Another example: Running Vector IO tests for embedding models:

pytest -s -v tests/integration/vector_io/ \
   --stack-config=inference=inline::sentence-transformers,vector_io=inline::sqlite-vec \
   --embedding-model=nomic-embed-text-v1.5

Recording Modes

The testing system supports four modes controlled by environment variables:

REPLAY Mode (Default)

Uses cached responses instead of making API calls:

pytest tests/integration/

Records only when no recording exists, otherwise replays. This is the preferred mode for iterative development:

pytest tests/integration/inference/test_new_feature.py --inference-mode=record-if-missing

RECORD Mode

Force-records all API interactions, overwriting existing recordings. Use with caution as this will re-record everything:

pytest tests/integration/inference/test_new_feature.py --inference-mode=record

LIVE Mode

Tests make real API calls (not recorded):

pytest tests/integration/ --inference-mode=live

By default, the recording directory is tests/integration/recordings. You can override this by setting the LLAMA_STACK_TEST_RECORDING_DIR environment variable.

Managing Recordings

Viewing Recordings

# See what's recorded
sqlite3 recordings/index.sqlite "SELECT endpoint, model, timestamp FROM recordings;"
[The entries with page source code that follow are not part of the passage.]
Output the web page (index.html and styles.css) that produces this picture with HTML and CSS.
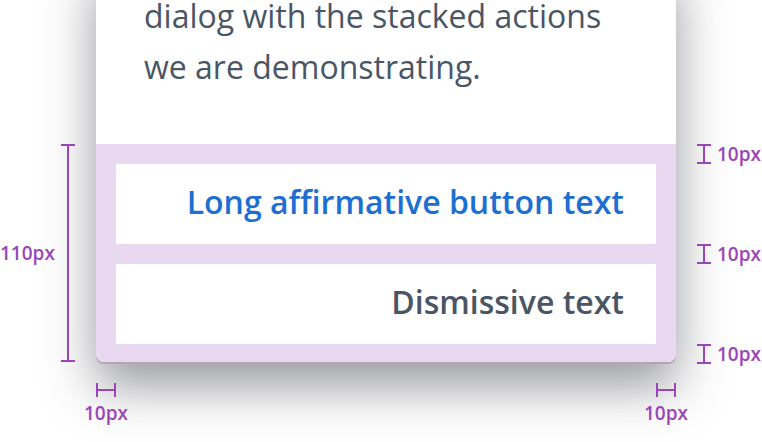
FILE: index.html
```html
<!DOCTYPE html>
<html>
<head>
<meta charset="utf-8">
<link rel="stylesheet" href="styles.css">
</head>
<body>
<div class="stage">
  <div class="dialog">
    <div class="body">
      <p class="message">dialog with the stacked actions<br>we are demonstrating.</p>
    </div>
    <div class="footer">
      <button class="action affirm">Long affirmative button text</button>
      <button class="action dismiss">Dismissive text</button>
    </div>
  </div>

  <div class="note note-total">
    <span class="note-label">110px</span>
    <span class="vbar tall"></span>
  </div>
  <div class="note note-right n1"><span class="vbar short"></span><span class="note-label">10px</span></div>
  <div class="note note-right n2"><span class="vbar short"></span><span class="note-label">10px</span></div>
  <div class="note note-right n3"><span class="vbar short"></span><span class="note-label">10px</span></div>
  <div class="note note-bottom left"><span class="hbar"></span><span class="note-label">10px</span></div>
  <div class="note note-bottom right"><span class="hbar"></span><span class="note-label">10px</span></div>
</div>
</body>
</html>
```
FILE: styles.css
```css
html, body {
  margin: 0;
  padding: 0;
  background: #ffffff;
  overflow: hidden;
}
body {
  width: 762px;
  height: 442px;
  font-family: "Open Sans", "Liberation Sans", sans-serif;
}
.stage {
  position: relative;
  display: flow-root;
  width: 762px;
  height: 442px;
  padding-left: 96px;
  box-sizing: border-box;
}
.dialog {
  width: 580px;
  margin-top: -40px;
  background: #ffffff;
  border-radius: 0 0 8px 8px;
  box-shadow: 0 2px 0 #b5a3bd, 0 24px 50px rgba(50, 52, 60, 0.5);
}
.body {
  padding: 30px 48px 52px 48px;
}
.message {
  margin: 0;
  font-size: 32px;
  line-height: 51px;
  color: #4a5666;
  font-weight: 400;
}
.footer {
  background: #e8d9f0;
  padding: 20px 20px 18px;
  display: flex;
  flex-direction: column;
  gap: 20px;
  border-radius: 0 0 8px 8px;
}
.action {
  display: flex;
  align-items: center;
  justify-content: flex-end;
  height: 80px;
  padding: 0 32px 5px 0;
  margin: 0;
  border: 0;
  background: #ffffff;
  font-family: "Open Sans", "Liberation Sans", sans-serif;
  font-size: 32px;
  font-weight: 600;
}
.affirm { color: #1d6fd1; }
.dismiss { color: #4a5565; }

/* annotations */
.note {
  position: absolute;
  color: #9a46b8;
  font-size: 19px;
  font-weight: 600;
  display: flex;
  align-items: center;
}
.note-label { line-height: 20px; }
.vbar {
  display: block;
  width: 2px;
  background: #9a46b8;
  position: relative;
}
.vbar::before, .vbar::after {
  content: "";
  position: absolute;
  left: -6px;
  width: 14px;
  height: 2px;
  background: #9a46b8;
}
.vbar::before { top: 0; }
.vbar::after { bottom: 0; }
.tall { height: 218px; }
.short { height: 20px; }
.note-total {
  left: 0;
  top: 144px;
  gap: 12px;
}
.note-right {
  left: 703px;
  gap: 12px;
}
.n1 { top: 144px; }
.n2 { top: 244px; }
.n3 { top: 344px; }
.note-bottom {
  top: 383px;
  flex-direction: column;
  gap: 12px;
  width: 60px;
}
.note-bottom.left { left: 76px; }
.note-bottom.right { left: 636px; }
.hbar {
  display: block;
  width: 20px;
  height: 2px;
  margin-top: 6px;
  background: #9a46b8;
  position: relative;
}
.hbar::before, .hbar::after {
  content: "";
  position: absolute;
  top: -6px;
  width: 2px;
  height: 14px;
  background: #9a46b8;
}
.hbar::before { left: 0; }
.hbar::after { right: 0; }
```
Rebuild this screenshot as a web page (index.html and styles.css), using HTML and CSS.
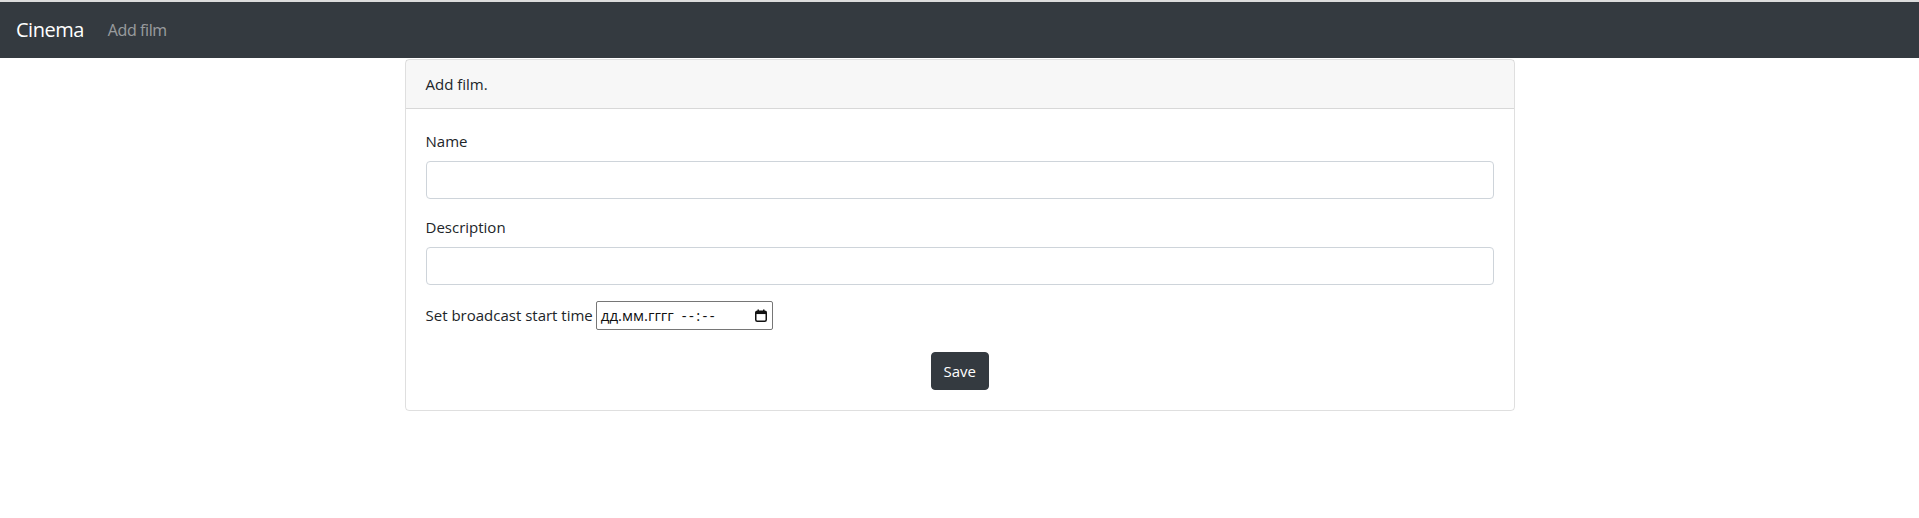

# Inspect specific response
cat recordings/responses/abc123.json | jq '.'

Re-recording Tests

Use the automated workflow script for easier re-recording:

./scripts/github/schedule-record-workflow.sh --subdirs "inference,agents"

See the main testing guide for full details.

Local Re-recording

# Re-record specific tests
pytest -s -v --stack-config=server:starter tests/integration/inference/test_modified.py --inference-mode=record

Note that when re-recording tests, you must use a Stack pointing to a server (i.e., server:starter). This subtlety exists because the set of tests run in server are a superset of the set of tests run in the library client.

Writing Tests

Basic Test Pattern

def test_basic_chat_completion(llama_stack_client, text_model_id):
    response = llama_stack_client.chat.completions.create(
        model=text_model_id,
        messages=[{"role": "user", "content": "Hello"}],
    )

    # Test structure, not AI output quality
    assert response.choices[0].message is not None
    assert isinstance(response.choices[0].message.content, str)
    assert len(response.choices[0].message.content) > 0

Provider-Specific Tests

def test_asymmetric_embeddings(llama_stack_client, embedding_model_id):
    if embedding_model_id not in MODELS_SUPPORTING_TASK_TYPE:
        pytest.skip(f"Model {embedding_model_id} doesn't support task types")

    query_response = llama_stack_client.inference.embeddings(
        model_id=embedding_model_id,
        contents=["What is machine learning?"],
        task_type="query",
    )

    assert query_response.embeddings is not None

TypeScript Client Replays

TypeScript SDK tests can run alongside Python tests when testing against server:<config> stacks. Set TS_CLIENT_PATH to the path or version of llama-stack-client-typescript to enable:

# Use published npm package (responses suite)
TS_CLIENT_PATH=^0.3.2 scripts/integration-tests.sh --stack-config server:ci-tests --suite responses --setup gpt

# Use local checkout from ~/.cache (recommended for development)
git clone https://github.com/llamastack/llama-stack-client-typescript.git ~/.cache/llama-stack-client-typescript
TS_CLIENT_PATH=~/.cache/llama-stack-client-typescript scripts/integration-tests.sh --stack-config server:ci-tests --suite responses --setup gpt

# Run base suite with TypeScript tests
TS_CLIENT_PATH=~/.cache/llama-stack-client-typescript scripts/integration-tests.sh --stack-config server:ci-tests --suite base --setup ollama

TypeScript tests run immediately after Python tests pass, using the same replay fixtures. The mapping between Python suites/setups and TypeScript test files is defined in tests/integration/client-typescript/suites.json.

If TS_CLIENT_PATH is unset, TypeScript tests are skipped entirely.